Historical global tropical cyclone landfallsIn the paper we provide details on landfalls of tropical cyclones (called hurricanes in the Atlantic) for the five major global basins and a global aggregate from 1970 (in the figure shown above -- the paper provides similar graphs for each of the basins for the periods of available data). We take the Atlantic back to 1944 (no other basin has reliable data before 1950, so earlier data is superfluous for our analysis), though the record of US landfalls goes back before 1900 and has been discussed in other papers (like this one in PDF). Tropical cyclone statistics are a cherry picker's delight because large intra-basin variability means that "trends" can be found (up and down) over various arbitrary periods of record. For instance, we do see a upwards trend in North Atlantic landfalls since 1970, but not since 1944 (or 1900). Other basins show similar up-and-down pattens on multi-decadal periods, but we finding nothing coherent at the global level. Over 41 years of reliable data, there is precious little evidence of a secular trend at the global level.

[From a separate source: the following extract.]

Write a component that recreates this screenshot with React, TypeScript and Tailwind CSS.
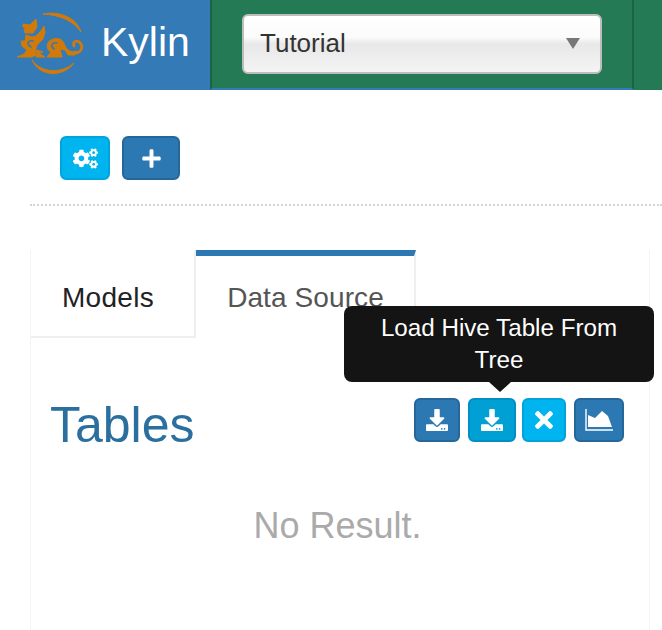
import { FaCogs, FaPlus, FaDownload, FaTimes } from "react-icons/fa";

function Logo() {
  return (
    <svg width="80" height="72" viewBox="0 0 80 72" className="shrink-0">
      <g fill="#d17a0a" stroke="#d17a0a" strokeWidth="1" strokeLinejoin="round">
        <path d="M33 6 C47 3 66 8 71 24 C64 13 50 7 33 6 Z" />
        <path d="M22 52 C30 64 50 67 64 55 C54 69 30 70 22 52 Z" />
        <path d="M13 16 L20 17 L26 11 L27 19 L23 25 L15 25 L14 21 L18 21 L13 19 Z" />
        <path d="M16 27 L22 29 L26 28 L31 23 L34 18 L35 24 L33 31 L27 37 L25 43 L26 47 L22 49 L7 49 L14 46 L17 42 L12 38 L11 33 L15 33 Z" />
        <path d="M26 42 L33 44 L29 45 L35 49 L26 49 L27 46 Z" />
        <path d="M37 49 L41 44 C36 42 36 34 41 32 C47 29 52 31 54 35 C55 39 58 43 62 44 L67 43 L65 47 L58 47 L55 42 L50 41 L52 49 Z" />
      </g>
      <g fill="none" strokeLinecap="round">
        <path d="M60 44 C67 48 74 42 71 36 C68 31 62 33 64 38" stroke="#d17a0a" strokeWidth="2.8" />
        <path d="M21 39 C16 36 18 32 23 33" stroke="#337ab7" strokeWidth="1.6" />
        <path d="M44 41 C40 38 42 34 47 35" stroke="#337ab7" strokeWidth="1.6" />
      </g>
    </svg>
  );
}

function AreaIcon() {
  return (
    <svg width="28" height="22" viewBox="0 0 28 22" fill="none">
      <path d="M3 6 L10 9 L17 2 L23 7 L27 18 L3 18 Z" fill="#fff" />
      <path d="M1 0 V21 H28" stroke="#fff" strokeWidth="1.4" />
    </svg>
  );
}

function IconButton({ className, children }: { className: string; children: React.ReactNode }) {
  return (
    <div className={`flex h-[44px] items-center justify-center rounded-[6px] border-2 text-white ${className}`}>
      {children}
    </div>
  );
}

export default function App() {
  return (
    <div className="relative h-[630px] w-[662px] overflow-hidden bg-white font-['Liberation_Sans',sans-serif]">
      <header className="flex h-[90px]">
        <div className="flex h-[90px] w-[210px] items-center bg-[#337ab7] pb-[2px] pl-[10px]">
          <Logo />
          <span className="ml-[11px] pb-[4px] text-[41px] leading-none text-white">Kylin</span>
        </div>
        <div className="flex h-[90px] w-[424px] items-center border-b-2 border-l-2 border-r-2 border-b-[#337ab7] border-l-[#1c6344] border-r-[#1c6344] bg-[#237a55] pl-[30px]">
          <div className="flex h-[60px] w-[360px] items-center justify-between rounded-[6px] border-2 border-[#bdbdbd] bg-[linear-gradient(to_bottom,#ffffff_0%,#fbfbfb_38%,#e8e8e8_50%,#f4f4f4_100%)] pb-[2px] pl-[16px] pr-[20px]">
            <span className="text-[26px] text-[#333]">Tutorial</span>
            <span className="h-0 w-0 border-x-[7px] border-t-[11px] border-x-transparent border-t-[#777]" />
          </div>
        </div>
        <div className="h-[90px] flex-1 bg-[#237a55]" />
      </header>

      <div className="ml-[30px] flex h-[116px] items-start gap-[12px] border-b-2 border-dotted border-b-[#d4d4d4] pl-[30px] pt-[46px]">
        <IconButton className="w-[50px] border-[#00a3da] bg-[#00b4ef] text-[25px]">
          <FaCogs />
        </IconButton>
        <IconButton className="w-[58px] border-[#26679a] bg-[#2c78b2] text-[21px]">
          <FaPlus />
        </IconButton>
      </div>

      <div className="ml-[30px] mr-[12px] mt-[44px] border-l-[1.5px] border-r-[1.5px] border-[#f4f4f4]">
        <nav className="flex h-[88px]">
          <div className="flex h-[88px] w-[165px] items-center justify-center border-b-2 border-r-2 border-[#efefef] pr-[9px] pt-[10px] text-[28px] tracking-[0.3px] text-[#222]">
            Models
          </div>
          <div className="flex h-[88px] w-[220px] justify-center border-r-2 border-t-[6px] border-r-[#efefef] border-t-[#2c78b2] pl-[1px] pt-[21px] text-[28px] tracking-[0.1px] text-[#555]">
            Data Source
          </div>
        </nav>
        <div className="flex h-[292px] flex-col">
          <div className="flex items-start justify-between pl-[19px] pr-[25px] pt-[60px]">
            <h2 className="text-[50px] font-normal leading-[54px] text-[#2a6f9e]">Tables</h2>
            <div className="flex">
              <IconButton className="w-[46px] border-[#26679a] bg-[#2c78b2] text-[22px]">
                <FaDownload />
              </IconButton>
              <IconButton className="ml-[8px] w-[48px] border-[#008fc4] bg-[#00a0d4] text-[22px]">
                <FaDownload />
              </IconButton>
              <IconButton className="ml-[6px] w-[44px] border-[#00a3da] bg-[#00b4ef] text-[26px]">
                <FaTimes />
              </IconButton>
              <IconButton className="ml-[8px] w-[50px] border-[#26679a] bg-[#2c78b2]">
                <AreaIcon />
              </IconButton>
            </div>
          </div>
          <p className="mr-[5px] mt-[52px] text-center text-[36px] leading-[44px] text-[#aaa]">No Result.</p>
        </div>
      </div>

      <div className="absolute left-[344px] top-[306px] w-[310px] rounded-[8px] bg-[#141414] px-[20px] pb-[6px] pt-[6px] text-center text-[24.2px] leading-[32px] text-white">
        Load Hive Table From Tree
        <span className="absolute left-[145px] top-[76px] h-0 w-0 border-x-[11px] border-t-[10px] border-x-transparent border-t-[#141414]" />
      </div>
    </div>
  );
}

Jessica Weinkle, Ryan Maue and Roger Pielke, Jr.
Journal of Climate (in press)
In recent decades, economic damage from tropical cyclones (TCs) around the world has increased dramatically. Scientific literature published to date finds that the increase in losses can be explained entirely by societal changes (such as increasing wealth, structures, population, etc) in locations prone to tropical cyclone landfalls, rather than by changes in annual storm frequency or intensity. However, no homogenized dataset of global tropical cyclone landfalls has been created that might serve as a consistency check for such economic normalization studies. Using currently available historical TC best-track records, we have constructed a global database focused on hurricane-force strength landfalls. Our analysis does not indicate significant long-period global or individual basin trends in the frequency or intensity of landfalling TCs of minor or major hurricane strength. This evidence provides strong support for the conclusion that increasing damage around the world during the past several decades can be explained entirely by increasing wealth in locations prone to TC landfalls, which adds confidence to the fidelity of economic normalization analyses.
A reviewer wisely noted that looking for linear trends in such data was probably not particularly useful in any case -- and we much agree, however, a detection of trends is (for better or worse) established by the IPCC as a means to detect of changes in climate. Those looking for meaningful trends in TC behavior (regardless of cause) should be aware that even assuming large changes in storm behavior, such trends would not be detectable for many decades or longer. Thus, our findings should not be too surprising.
Some interesting statistics of note:
- Over 1970 to 2010 the globe averaged about 15 TC landfalls per year
- Of those 15, about 5 are intense (Category 3, 4 or 5)
- 1971 had the most global landfalls with 32, far exceeding the second place, 25 in 1996
- 1978 had the fewest with 7
- 2011 tied for second place for the fewest global landfalls with 10 (and 3 were intense, tying 1973, 1981 and 2002)
- 1999 had the most intense TC landfalls with 9
- 1981 had the fewest intense TC landfalls with zero
- There have been only 8 intense TC landfalls globally since 2008 (2009-2011), very quiet but not unprecedented (two unique 3-year periods saw only 7 intense landfalls)
- The US is currently in the midst of the longest streak ever recorded without an intense hurricane landfall
If you are interested in overall trends in tropical cyclones, and not just the ones making landfall, you should have a look at Ryan Maue's excellent tropical cyclone page, where you can find the above image of overall global tropical cyclone activity since 1978.
We'll post up the paper and all of the underlying data as soon as it is available from JOC.
Postscript: Regular readers will remember this paper from last fall as one which, after the reviews came in, an editor at Geophysical Research Letters bizarrely refused to discuss them with me. That water is under the bridge. However, thanks to the airing of that debacle the paper received various useful comments from colleagues, including those from Ryan Maue that were so significant that we invited him to join in as a co-author, leading to a rich new collaboration and an improved final product. Score one for the blogosphere in helping to make connections which ultimately improved the science published in the peer-reviewed literature.